People with disabilities are twice as likely to be unemployed than able-bodied people, according to CNBC. Studies have found that concerns over additional costs, a lack of awareness, and accessibility issues are reasons why employers don’t take on disabled workers. However, these individuals have lots to offer the workplace and it is time to increase disability awareness among employers.
A help not a hindrance
61 million Americans have a disability, according to the Centers for Disease Control & Prevention (CDC). Yet, just over 3 million of them use a wheelchair. There is a misconception among employers that all disabled people need a wheelchair and therefore extensive and costly adaptations of the workplace need to be carried out if they’re going to hire them. This statistic shows this isn’t the case. Even if a disabled employee does need adaptations there are certainly long-term business advantages to this, as highlighted below.
57% of employees state they’d like businesses to become more diverse. Diversity is important in the workplace as it ensures all job roles are covered. It also helps people to understand a range of disabilities, including common ones such as ASD and ADHD, as well as less common ones like osteogenesis imperfecta and cerebral palsy (CP). Cerebral palsy is a permanent condition that doesn’t worsen over time. Uncontrollable muscle spasms are normal, but they’re nothing to be afraid of and people with CP can go on to have successful careers. People with disabilities tend to have different skills and expertise compared to able-bodied workers. Individuals on the ASD spectrum, for example, often have amazing memories, and many businesses can benefit from skills like this.

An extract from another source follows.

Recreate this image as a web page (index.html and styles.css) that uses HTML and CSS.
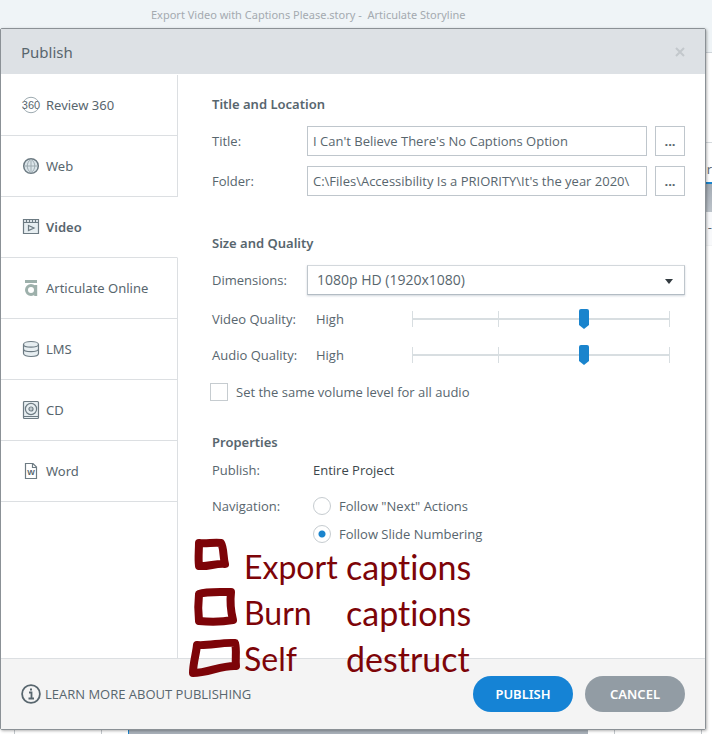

Studies have found that businesses that employ disabled people make more money than businesses that don’t. A 2018 study revealed their revenues were 28% higher in diverse companies. Companies that take on disabled workers also have a 90% better staff retention rate. As it’s difficult for less-abled people to secure employment, they typically show loyalty to employers that do take them on. This is beneficial as they’ll build good working relationships with their colleagues, customers, and clients. They’ll also be some of the most experienced and skilled members of the team, which makes them invaluable to the business.
High level of intelligence
People with disabilities are often viewed as unintelligent and this is why employers overlook them. But research shows that 14% of intellectually gifted children have a learning disability. In contrast, just 4% of general children have the same. Some of the world’s cleverest people have been diagnosed or are believed to have had a learning disability, Stephen Hawking, Charles Darwin, and Albert Einstein all show that you don’t have to be fully-abled to have a successful career.
It’s time for organizations to start employing more disabled people. People with disabilities have so much to offer and businesses are currently missing out on a whole host of skills and knowledge by not giving them the opportunities they deserve.